▶ [Raw data]:
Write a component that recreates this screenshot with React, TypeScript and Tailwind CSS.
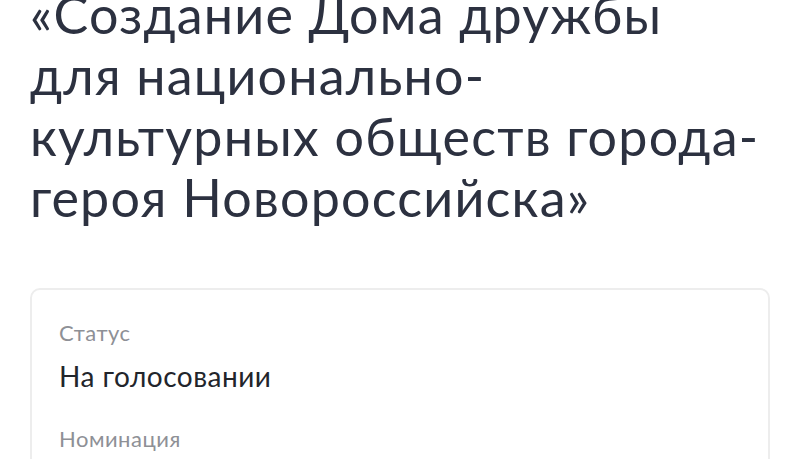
import React from 'react';

const rows = [
  { label: 'Статус', value: 'На голосовании' },
  { label: 'Номинация', value: 'Национально-культурные объединения' },
];

export default function App() {
  return (
    <div className="h-[459px] overflow-hidden bg-white px-[30px] font-['Lato','Liberation_Sans',sans-serif]">
      <h1 className="mt-[-16px] text-[52px] font-normal leading-[61px] tracking-[1.2px] text-[#2c3140]">
        «Создание Дома дружбы
        <br />
        для национально-
        <br />
        культурных обществ города-
        <br />
        героя Новороссийска»
      </h1>

      <div className="mt-[60px] rounded-[10px] border-2 border-[#ededed] px-[27px] pt-[31px]">
        {rows.map((r) => (
          <div key={r.label} className="mb-[35px]">
            <div className="text-[22px] leading-[24px] tracking-[0.5px] text-[#8e9096]">{r.label}</div>
            <div className="mt-[15px] text-[28px] leading-[32px] tracking-[0.5px] text-[#22252b]">{r.value}</div>
          </div>
        ))}
      </div>
    </div>
  );
}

▶ [Written task]:
Keep the pictures out of the copy and write out the data exactly as it stands.

▶ [Answer in full]:
Write a component that recreates this screenshot with React, TypeScript and Tailwind CSS.
import React from 'react';

const rows = [
  { label: 'Статус', value: 'На голосовании' },
  { label: 'Номинация', value: 'Национально-культурные объединения' },
];

export default function App() {
  return (
    <div className="h-[459px] overflow-hidden bg-white px-[30px] font-['Lato','Liberation_Sans',sans-serif]">
      <h1 className="mt-[-16px] text-[52px] font-normal leading-[61px] tracking-[1.2px] text-[#2c3140]">
        «Создание Дома дружбы
        <br />
        для национально-
        <br />
        культурных обществ города-
        <br />
        героя Новороссийска»
      </h1>

      <div className="mt-[60px] rounded-[10px] border-2 border-[#ededed] px-[27px] pt-[31px]">
        {rows.map((r) => (
          <div key={r.label} className="mb-[35px]">
            <div className="text-[22px] leading-[24px] tracking-[0.5px] text-[#8e9096]">{r.label}</div>
            <div className="mt-[15px] text-[28px] leading-[32px] tracking-[0.5px] text-[#22252b]">{r.value}</div>
          </div>
        ))}
      </div>
    </div>
  );
}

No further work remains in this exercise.